Task instructions:
Across the listing below, count the lines that mention the string "this". Reply with the figure only.

Materials provided:
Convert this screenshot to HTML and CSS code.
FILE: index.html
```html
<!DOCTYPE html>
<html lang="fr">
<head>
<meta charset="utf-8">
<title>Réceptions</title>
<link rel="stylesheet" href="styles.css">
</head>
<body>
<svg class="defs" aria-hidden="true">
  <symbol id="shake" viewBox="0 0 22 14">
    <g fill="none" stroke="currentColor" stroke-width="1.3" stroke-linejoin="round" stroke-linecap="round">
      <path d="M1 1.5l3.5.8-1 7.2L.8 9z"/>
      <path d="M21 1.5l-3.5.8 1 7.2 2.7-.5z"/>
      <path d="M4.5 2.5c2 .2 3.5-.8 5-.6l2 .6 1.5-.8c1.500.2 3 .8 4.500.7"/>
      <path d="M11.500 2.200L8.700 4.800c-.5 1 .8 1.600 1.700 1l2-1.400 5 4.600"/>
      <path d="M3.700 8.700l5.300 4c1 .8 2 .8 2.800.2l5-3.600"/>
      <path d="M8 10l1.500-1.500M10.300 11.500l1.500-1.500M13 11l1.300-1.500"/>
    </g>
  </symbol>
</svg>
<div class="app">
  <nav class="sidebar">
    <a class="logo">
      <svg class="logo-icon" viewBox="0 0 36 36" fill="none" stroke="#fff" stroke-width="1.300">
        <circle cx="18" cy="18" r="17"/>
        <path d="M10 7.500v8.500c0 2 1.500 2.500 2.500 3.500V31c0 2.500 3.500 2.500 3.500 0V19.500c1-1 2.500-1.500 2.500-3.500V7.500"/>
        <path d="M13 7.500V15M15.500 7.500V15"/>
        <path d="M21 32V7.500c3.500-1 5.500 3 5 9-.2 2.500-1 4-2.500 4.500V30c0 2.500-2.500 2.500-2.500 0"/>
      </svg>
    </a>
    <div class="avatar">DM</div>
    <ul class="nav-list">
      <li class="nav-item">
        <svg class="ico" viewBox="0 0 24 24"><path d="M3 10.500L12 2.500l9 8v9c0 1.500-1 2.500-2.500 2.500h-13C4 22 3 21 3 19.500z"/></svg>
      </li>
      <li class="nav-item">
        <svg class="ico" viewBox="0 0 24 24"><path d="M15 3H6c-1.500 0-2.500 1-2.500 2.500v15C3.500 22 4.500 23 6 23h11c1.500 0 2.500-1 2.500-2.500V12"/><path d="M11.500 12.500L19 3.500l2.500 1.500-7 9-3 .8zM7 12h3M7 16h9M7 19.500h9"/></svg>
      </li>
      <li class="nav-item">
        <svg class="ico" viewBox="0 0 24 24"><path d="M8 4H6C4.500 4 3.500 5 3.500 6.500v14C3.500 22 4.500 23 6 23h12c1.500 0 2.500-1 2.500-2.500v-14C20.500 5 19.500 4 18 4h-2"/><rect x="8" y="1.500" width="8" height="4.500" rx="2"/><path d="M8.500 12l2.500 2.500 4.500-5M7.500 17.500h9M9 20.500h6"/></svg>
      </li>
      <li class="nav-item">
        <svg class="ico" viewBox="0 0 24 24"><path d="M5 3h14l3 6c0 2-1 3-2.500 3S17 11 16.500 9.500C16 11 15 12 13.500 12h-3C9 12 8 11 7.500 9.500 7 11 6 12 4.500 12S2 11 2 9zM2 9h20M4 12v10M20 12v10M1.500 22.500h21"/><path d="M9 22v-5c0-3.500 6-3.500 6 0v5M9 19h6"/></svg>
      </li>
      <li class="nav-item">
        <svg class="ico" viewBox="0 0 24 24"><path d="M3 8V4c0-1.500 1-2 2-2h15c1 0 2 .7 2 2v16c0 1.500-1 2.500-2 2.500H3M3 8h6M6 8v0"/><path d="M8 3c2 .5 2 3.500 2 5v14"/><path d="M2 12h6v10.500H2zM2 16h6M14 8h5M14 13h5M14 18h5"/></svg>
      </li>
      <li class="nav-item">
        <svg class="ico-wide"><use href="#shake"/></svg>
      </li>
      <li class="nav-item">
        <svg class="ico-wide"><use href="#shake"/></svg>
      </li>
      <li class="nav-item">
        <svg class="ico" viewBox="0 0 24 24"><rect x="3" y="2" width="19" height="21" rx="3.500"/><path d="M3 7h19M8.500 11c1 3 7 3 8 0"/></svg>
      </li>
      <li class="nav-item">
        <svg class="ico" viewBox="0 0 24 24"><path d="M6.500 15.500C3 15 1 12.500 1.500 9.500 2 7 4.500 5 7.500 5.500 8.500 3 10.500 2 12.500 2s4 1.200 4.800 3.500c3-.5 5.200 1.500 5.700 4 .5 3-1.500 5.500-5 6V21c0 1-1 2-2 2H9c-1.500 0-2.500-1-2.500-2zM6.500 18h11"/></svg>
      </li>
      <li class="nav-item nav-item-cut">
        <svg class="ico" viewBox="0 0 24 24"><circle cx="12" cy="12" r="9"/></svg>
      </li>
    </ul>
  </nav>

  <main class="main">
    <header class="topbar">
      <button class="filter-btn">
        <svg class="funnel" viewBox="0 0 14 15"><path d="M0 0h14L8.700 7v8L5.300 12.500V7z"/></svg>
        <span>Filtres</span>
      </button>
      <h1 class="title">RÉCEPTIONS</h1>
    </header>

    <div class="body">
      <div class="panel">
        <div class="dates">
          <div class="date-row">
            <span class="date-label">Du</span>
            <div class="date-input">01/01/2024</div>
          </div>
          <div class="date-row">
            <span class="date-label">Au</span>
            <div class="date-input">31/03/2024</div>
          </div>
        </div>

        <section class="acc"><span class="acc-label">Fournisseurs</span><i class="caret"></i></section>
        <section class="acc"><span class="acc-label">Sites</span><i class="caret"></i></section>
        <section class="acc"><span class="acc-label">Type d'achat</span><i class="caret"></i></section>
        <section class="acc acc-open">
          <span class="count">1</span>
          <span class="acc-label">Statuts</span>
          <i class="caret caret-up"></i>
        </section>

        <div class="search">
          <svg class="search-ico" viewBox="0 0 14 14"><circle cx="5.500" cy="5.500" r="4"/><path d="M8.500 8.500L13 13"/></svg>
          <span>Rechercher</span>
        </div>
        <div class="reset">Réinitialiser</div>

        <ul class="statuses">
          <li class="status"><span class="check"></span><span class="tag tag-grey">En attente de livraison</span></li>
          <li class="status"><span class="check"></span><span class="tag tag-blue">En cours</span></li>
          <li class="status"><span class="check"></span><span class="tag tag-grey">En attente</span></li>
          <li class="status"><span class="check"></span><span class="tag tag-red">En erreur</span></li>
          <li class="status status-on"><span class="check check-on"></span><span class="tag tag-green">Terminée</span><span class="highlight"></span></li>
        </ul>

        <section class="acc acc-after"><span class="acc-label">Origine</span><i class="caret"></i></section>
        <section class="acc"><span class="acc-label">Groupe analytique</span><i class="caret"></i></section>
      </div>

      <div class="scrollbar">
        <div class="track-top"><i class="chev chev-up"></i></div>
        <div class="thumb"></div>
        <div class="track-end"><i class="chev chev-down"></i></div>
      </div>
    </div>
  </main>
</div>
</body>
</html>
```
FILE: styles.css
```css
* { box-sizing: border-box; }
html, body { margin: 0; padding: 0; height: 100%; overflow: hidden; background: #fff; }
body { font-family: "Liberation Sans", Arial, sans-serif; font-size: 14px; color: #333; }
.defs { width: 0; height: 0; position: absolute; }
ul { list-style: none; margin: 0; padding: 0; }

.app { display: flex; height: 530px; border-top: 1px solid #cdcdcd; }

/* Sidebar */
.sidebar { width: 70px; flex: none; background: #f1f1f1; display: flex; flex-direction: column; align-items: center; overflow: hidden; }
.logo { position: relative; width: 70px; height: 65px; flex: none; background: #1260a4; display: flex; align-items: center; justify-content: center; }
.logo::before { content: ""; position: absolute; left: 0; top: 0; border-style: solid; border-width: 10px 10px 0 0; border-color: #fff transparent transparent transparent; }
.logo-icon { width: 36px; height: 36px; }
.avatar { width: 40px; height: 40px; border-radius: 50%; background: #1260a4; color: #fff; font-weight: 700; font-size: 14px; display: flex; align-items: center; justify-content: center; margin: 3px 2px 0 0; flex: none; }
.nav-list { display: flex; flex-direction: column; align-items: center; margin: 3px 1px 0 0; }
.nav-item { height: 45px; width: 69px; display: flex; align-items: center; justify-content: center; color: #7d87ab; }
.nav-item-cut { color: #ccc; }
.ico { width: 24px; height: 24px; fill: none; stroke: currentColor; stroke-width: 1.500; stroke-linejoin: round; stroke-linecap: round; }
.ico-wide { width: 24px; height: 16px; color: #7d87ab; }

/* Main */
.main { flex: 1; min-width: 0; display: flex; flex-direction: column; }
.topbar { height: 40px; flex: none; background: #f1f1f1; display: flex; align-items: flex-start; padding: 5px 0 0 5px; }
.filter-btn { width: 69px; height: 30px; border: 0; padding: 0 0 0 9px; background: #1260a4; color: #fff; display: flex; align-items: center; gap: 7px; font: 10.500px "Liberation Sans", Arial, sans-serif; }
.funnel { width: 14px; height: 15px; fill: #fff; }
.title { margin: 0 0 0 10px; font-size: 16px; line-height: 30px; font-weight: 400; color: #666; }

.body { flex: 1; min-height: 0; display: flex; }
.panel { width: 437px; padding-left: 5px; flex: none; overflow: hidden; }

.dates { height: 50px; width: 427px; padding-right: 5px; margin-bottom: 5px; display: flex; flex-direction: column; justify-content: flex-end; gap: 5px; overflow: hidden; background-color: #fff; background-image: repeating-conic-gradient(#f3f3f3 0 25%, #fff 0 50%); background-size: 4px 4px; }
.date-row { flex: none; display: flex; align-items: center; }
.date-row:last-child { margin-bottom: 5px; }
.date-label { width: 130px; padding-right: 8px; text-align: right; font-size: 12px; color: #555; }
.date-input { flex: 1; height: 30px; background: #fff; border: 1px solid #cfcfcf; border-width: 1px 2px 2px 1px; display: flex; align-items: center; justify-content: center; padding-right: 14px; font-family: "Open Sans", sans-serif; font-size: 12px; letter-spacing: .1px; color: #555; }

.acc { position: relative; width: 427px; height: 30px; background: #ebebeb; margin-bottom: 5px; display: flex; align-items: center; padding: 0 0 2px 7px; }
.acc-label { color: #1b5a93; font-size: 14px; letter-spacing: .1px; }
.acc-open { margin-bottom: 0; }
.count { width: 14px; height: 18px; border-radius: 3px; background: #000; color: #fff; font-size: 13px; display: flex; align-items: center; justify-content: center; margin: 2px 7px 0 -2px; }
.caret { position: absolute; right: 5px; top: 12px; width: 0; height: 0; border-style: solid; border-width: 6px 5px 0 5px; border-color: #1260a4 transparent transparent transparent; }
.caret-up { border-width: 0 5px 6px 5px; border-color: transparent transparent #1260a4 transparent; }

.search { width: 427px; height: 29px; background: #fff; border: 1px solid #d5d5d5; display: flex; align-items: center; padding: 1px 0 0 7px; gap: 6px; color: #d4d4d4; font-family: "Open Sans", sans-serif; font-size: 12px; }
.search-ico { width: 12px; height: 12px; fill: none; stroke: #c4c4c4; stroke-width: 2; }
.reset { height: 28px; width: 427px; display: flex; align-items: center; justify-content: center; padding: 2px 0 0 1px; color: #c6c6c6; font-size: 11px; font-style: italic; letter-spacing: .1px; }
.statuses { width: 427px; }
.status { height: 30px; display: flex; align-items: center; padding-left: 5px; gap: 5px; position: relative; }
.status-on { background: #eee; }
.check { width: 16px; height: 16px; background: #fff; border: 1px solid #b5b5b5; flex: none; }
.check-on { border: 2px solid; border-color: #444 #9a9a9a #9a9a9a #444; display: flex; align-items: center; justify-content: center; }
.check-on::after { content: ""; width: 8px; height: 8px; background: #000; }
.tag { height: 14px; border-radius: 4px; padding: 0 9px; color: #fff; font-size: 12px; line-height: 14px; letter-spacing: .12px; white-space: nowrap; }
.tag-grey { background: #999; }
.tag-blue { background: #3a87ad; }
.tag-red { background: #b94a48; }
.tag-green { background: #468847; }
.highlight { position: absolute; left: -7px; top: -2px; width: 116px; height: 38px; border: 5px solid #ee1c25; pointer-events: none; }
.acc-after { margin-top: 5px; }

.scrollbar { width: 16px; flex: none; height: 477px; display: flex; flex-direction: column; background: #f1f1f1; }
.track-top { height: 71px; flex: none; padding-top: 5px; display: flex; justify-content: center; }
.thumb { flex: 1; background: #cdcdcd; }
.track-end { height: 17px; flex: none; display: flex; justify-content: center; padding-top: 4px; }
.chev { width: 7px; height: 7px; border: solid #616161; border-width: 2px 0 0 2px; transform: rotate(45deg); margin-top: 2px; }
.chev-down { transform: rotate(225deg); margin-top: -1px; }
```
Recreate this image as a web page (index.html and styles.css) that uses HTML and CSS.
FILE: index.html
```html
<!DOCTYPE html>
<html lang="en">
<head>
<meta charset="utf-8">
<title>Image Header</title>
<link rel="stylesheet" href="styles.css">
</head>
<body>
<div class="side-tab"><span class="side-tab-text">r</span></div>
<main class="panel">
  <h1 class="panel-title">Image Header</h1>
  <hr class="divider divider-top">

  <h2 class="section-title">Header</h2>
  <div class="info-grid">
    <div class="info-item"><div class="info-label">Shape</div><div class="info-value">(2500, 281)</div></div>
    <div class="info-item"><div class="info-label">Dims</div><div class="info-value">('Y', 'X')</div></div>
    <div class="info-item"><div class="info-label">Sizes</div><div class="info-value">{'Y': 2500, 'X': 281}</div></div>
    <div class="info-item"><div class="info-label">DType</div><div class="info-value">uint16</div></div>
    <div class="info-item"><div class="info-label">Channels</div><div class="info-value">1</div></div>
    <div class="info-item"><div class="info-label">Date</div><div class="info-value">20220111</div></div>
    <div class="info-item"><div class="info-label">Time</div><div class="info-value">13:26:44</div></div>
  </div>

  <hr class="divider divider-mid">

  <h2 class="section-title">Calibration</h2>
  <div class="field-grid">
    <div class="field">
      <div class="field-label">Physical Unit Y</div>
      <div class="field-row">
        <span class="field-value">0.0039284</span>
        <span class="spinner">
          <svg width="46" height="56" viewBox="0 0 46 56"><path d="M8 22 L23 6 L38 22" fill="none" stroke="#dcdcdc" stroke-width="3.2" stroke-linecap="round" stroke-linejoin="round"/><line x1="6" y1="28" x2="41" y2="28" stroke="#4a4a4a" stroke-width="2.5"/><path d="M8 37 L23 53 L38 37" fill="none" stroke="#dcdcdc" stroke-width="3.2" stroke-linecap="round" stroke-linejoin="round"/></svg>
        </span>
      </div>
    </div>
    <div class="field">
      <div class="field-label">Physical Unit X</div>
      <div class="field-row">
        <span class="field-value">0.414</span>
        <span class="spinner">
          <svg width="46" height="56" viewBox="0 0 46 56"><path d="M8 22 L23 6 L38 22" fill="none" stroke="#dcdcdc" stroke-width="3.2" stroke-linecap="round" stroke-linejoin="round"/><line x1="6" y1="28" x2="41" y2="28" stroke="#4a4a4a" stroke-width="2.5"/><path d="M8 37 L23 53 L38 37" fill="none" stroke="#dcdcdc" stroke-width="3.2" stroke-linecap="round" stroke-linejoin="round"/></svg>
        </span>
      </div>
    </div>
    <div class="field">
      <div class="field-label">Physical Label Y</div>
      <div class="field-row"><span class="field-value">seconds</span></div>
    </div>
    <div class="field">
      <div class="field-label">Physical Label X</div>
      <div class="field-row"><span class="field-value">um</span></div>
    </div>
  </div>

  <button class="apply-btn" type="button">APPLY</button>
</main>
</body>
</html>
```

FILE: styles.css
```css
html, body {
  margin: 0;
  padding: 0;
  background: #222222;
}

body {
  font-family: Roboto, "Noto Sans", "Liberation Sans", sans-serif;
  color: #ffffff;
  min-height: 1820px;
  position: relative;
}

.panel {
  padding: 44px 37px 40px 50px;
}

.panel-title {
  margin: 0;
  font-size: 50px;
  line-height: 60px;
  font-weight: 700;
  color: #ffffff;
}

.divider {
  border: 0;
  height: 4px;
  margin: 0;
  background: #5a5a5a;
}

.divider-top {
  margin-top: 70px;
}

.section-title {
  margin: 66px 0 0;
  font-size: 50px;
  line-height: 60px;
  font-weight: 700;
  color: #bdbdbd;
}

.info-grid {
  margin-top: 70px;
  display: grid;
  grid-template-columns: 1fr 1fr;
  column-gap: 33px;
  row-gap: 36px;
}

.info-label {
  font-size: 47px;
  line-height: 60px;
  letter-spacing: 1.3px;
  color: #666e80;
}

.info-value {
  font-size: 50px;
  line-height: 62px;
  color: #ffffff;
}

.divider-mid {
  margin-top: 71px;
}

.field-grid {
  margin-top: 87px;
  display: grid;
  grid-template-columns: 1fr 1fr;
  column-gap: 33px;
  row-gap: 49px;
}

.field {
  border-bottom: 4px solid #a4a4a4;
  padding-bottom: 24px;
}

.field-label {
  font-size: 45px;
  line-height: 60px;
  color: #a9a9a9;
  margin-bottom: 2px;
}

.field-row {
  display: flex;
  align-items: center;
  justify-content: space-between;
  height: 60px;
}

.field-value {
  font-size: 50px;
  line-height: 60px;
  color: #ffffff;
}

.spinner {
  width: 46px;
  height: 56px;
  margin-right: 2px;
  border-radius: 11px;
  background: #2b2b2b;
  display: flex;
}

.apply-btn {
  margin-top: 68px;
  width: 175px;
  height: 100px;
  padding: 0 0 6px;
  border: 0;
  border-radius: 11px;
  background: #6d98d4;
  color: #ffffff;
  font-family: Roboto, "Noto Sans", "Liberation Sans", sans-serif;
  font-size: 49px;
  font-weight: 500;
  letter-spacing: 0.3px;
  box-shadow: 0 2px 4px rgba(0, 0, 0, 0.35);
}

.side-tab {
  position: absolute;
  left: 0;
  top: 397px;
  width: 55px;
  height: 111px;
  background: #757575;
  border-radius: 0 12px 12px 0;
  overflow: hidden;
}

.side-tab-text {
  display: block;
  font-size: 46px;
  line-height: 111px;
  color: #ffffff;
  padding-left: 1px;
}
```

Written answer:
2